OK, "shushin" is NOT an option from the word bank. I've finally figured out how to write this sentence with the kanji from the word bank ("Chuugoku kara MYSTERY KANJI mashita", but: 1) there is one mystery kanji that never gets pronounced, so I don't even know how to say it (nor would I therefore be able to type it out on my computer, rather than use the word bank, as I have no idea what sounds/syllables are associated with it); and 2) Duolingo has not introduced that particular kanji anywhere else except when they do this type of question. Why hasn't it been presented in the "What sound does this character make?" or "Match the pairs" questions? Why is Duolingo not actually teaching us the kanji? If this is the correct way to say something they think is so important we have like 45 lessons on it, why is there no way to actually learn what the character is, and how it is different from using the hiragana "shushin desu"? What are the distinctions between the two varieties of sentence, etc.?
Yes, it is more of a "sh" sound, though when typing you can get し with both "shi" and "si" as it falls under the "s" column (sa, s(h)i, su, se, so) and Japanese doesn't really have a separate 'si' sound. There are multiple ways of romanizing Japanese, which is why it is important to learn the proper kana early on and move away from romaji which can be inconsistent from one source to another.
There is a double "s" because of the small っ before it, which doubles the following consonant っし "sshi" or "ssi"
I was pleasantly surprised that I was able to recognise the kanji for China without being specifically taught them because I have been using wanikani for kanji learning and China's kanji the first one means 'middle' and the second one is the radical meaning 'king' in a box, which seemed to go well with 'Middle Kingdom' which is what the name is to people from that area.

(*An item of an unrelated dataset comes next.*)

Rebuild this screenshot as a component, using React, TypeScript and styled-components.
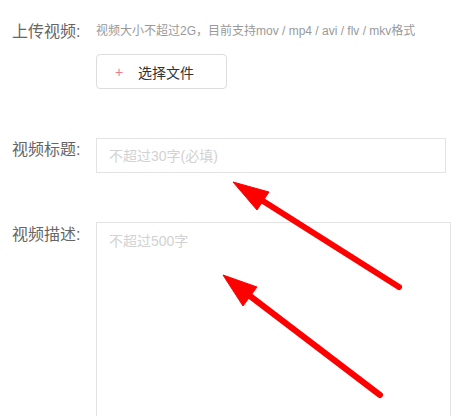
import styled, { createGlobalStyle } from 'styled-components';

const GlobalStyle = createGlobalStyle`
  html, body {
    margin: 0;
    padding: 0;
    background: #ffffff;
    overflow: hidden;
  }
  body {
    font-family: "Liberation Sans", "Noto Sans CJK SC", sans-serif;
  }
`;

const Page = styled.div`
  position: relative;
  width: 451px;
  height: 416px;
  overflow: hidden;
`;

const Form = styled.form`
  display: flex;
  flex-direction: column;
  padding: 23px 0 0 12px;
`;

const Row = styled.div<{ $top?: number }>`
  display: flex;
  align-items: flex-start;
  margin-top: ${(p) => p.$top ?? 0}px;
`;

const Label = styled.label<{ $pad?: number }>`
  flex: 0 0 84px;
  padding-top: ${(p) => p.$pad ?? 0}px;
  font-size: 16px;
  line-height: 16px;
  color: #666666;
  white-space: nowrap;
`;

const Field = styled.div`
  display: flex;
  flex-direction: column;
  align-items: flex-start;
`;

const Hint = styled.div`
  font-size: 12px;
  line-height: 16px;
  color: #999999;
  white-space: nowrap;
`;

const FileButton = styled.button`
  display: flex;
  align-items: center;
  width: 131px;
  height: 35px;
  margin-top: 15px;
  padding: 0 0 0 18px;
  box-sizing: border-box;
  border: 1px solid #dddddd;
  border-radius: 4px;
  background: #ffffff;
  font-family: inherit;
  font-size: 14px;
  color: #333333;
  cursor: pointer;
`;

const Plus = styled.span`
  width: 23px;
  text-align: left;
  font-size: 14px;
  color: #f27a8c;
`;

const TextInput = styled.input`
  width: 350px;
  height: 35px;
  box-sizing: border-box;
  padding: 0 12px;
  border: 1px solid #e3e3e3;
  outline: none;
  font-family: inherit;
  font-size: 14px;
  color: #333333;
  &::placeholder {
    color: #d2d2d2;
  }
`;

const TextArea = styled.textarea`
  width: 420px;
  height: 240px;
  box-sizing: border-box;
  padding: 8px 12px;
  border: 1px solid #e3e3e3;
  outline: none;
  resize: none;
  font-family: inherit;
  font-size: 14px;
  line-height: 20px;
  color: #333333;
  &::placeholder {
    color: #d2d2d2;
  }
`;

const Overlay = styled.svg`
  position: absolute;
  top: 0;
  left: 0;
  pointer-events: none;
`;

const arrows = [
  { tip: [233, 182], a: [269, 192], b: [257, 210], from: [263, 201], tail: [399, 287] },
  { tip: [223, 275], a: [257, 287], b: [243, 306], from: [250, 296], tail: [380, 395] },
];

export default function App(): JSX.Element {
  return (
    <Page>
      <GlobalStyle />
      <Form onSubmit={(e) => e.preventDefault()}>
        <Row>
          <Label $pad={1}>上传视频:</Label>
          <Field>
            <Hint>视频大小不超过2G，目前支持mov / mp4 / avi / flv / mkv格式</Hint>
            <FileButton type="button">
              <Plus>+</Plus>
              选择文件
            </FileButton>
          </Field>
        </Row>
        <Row $top={49}>
          <Label $pad={4}>视频标题:</Label>
          <TextInput placeholder="不超过30字(必填)" />
        </Row>
        <Row $top={49}>
          <Label $pad={5}>视频描述:</Label>
          <TextArea placeholder="不超过500字" />
        </Row>
      </Form>
      <Overlay width="451" height="416" viewBox="0 0 451 416">
        {arrows.map((r, i) => (
          <g key={i} fill="#ff0000" stroke="#ff0000">
            <line
              x1={r.from[0]}
              y1={r.from[1]}
              x2={r.tail[0]}
              y2={r.tail[1]}
              strokeWidth={6}
              strokeLinecap="round"
            />
            <polygon
              points={`${r.tip.join(',')} ${r.a.join(',')} ${r.b.join(',')}`}
              strokeWidth={1}
              strokeLinejoin="miter"
            />
          </g>
        ))}
      </Overlay>
    </Page>
  );
}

It's a paid but great SRS program for learning kanji. It uses (primarily) story mnemonics, which are often funny and/or memorable. It begins with radicals (kanji parts), then kanji and (mostly) onyomi pronunciation, then vocabulary and (mostly) kunyomi pronunciation. Rather than teach vocab by level (as most programs do), it teaches by associated radical/kanji, so you could have JLPT5 & JLPT1 vocab taught at the same time. It starts off a tad slow. The first three levels are free to try out if you like it. Then you can do monthly, yearly, or forever, IIRC. And there's a significant discount every new year. Worth checking out. I think it's great. That and Duolingo are my primary learning resources.
Actually there is another '中国' in Japan, 'Chūgoku region'. That is the westernmost region of the largest island of Japan. It has even the same pronunciation and kanji with 中国(China).
They can be distinguished by context or in order to avoid confusing the Chūgoku region with China, it is also called 中国地方(Chūgoku-chihō).
I would agree it could be the answer if the program would also agree.
This is another trap.
The previous question - which it presented to me 3-4 times to make sure I was properly impressed that Duo is in control - was one of those match-the-hiragana-to-the-transliteration thingies that insisted ”しゆつ” is pronounced "naka."as if the hiragana was ”なか” I get that they may mean the same thing, but you're supposed to be matching syllables to the concepts for this exercise, and "naka" was simply not there for me to read. AND it didn't allow any discussion or reporting that would help flag the bug. Sorry to complain about it here, but (see above) I had no other way to report it.
One of the 'quirks' of Japanese that makes it difficult to teach and learn is that kanji will often have at least two (and I've seen up to 20) different pronunciations, depending upon how they are used (and in what combination, etc.). Typically, you have onyomi pronunciation, which is an approximation of the Chinese pronunciation in Japanese (usually used when they are combined kanji characters), and kunyomi pronunciation, which is mostly original to the Japanese language (usually when the kanji is paired with extra hiragana characters). Example: 人 (person) could be ひと or じん, depending on the context. Furthermore, due to a phenomenon called "renadaku", the sounds could change further, such as to にん. (There are rules regarding this that most beginning learners don't need to worry about yet, but Google it if you're interested. I'm the kind of person who likes to know the 'why' of something.) Ex: 女の人 (おんなのひと) vs. アメリカ人 (アメリカじん) vs 3人(さんにん). It's confusing, but one of the better examples I've seen to explain it is how we have some homophones in English. Wound/wound, for example, are pronounced differently (due to having different language origins) but are spelled the same. We don't really think about because we're are so used to it. But if an English learner said, "How do you pronounce 'wound'?", you'd need to know the context in order to be able to answer the question correctly. This is a similar situation. When 中 has been introduced, Duolingo taught one pronunciation (なか). Now we learn there are multiple possibilities, including ちゅう. This may be partly intentional, partly a limitation of the Duolingo learning system, and partly the intrinsic difficulty of learning Japanese. But this is just one of the things that makes Japanese so fun and fascinating. :)
Yeah, I'm in my 3rd year of learning Japanese as an English native speaker and this is true.
住んでいます means to live somewhere. So saying 「アメリカに住んでいます。」 means "I live in America". 「から来ました」means that you come from somewhere. So, for example, if you're from Canada but you live in America, you could say something like 「私は、アメリカに住んでいます。でも、カナダにから来ました。」
That would use a verb like 出る to exit, such as in 出て来る "to come out" (lit to leave and come)
出身 is a noun meaning "origin" in terms of one's hometown, one's educational/occupational background and one's ancestry
Made of the kanji 出 exit, leave and 身 person, oneself, one's station in life - in a sense this describes the place that you are rooted to and the place that made you the person you are. Your self came out of this point.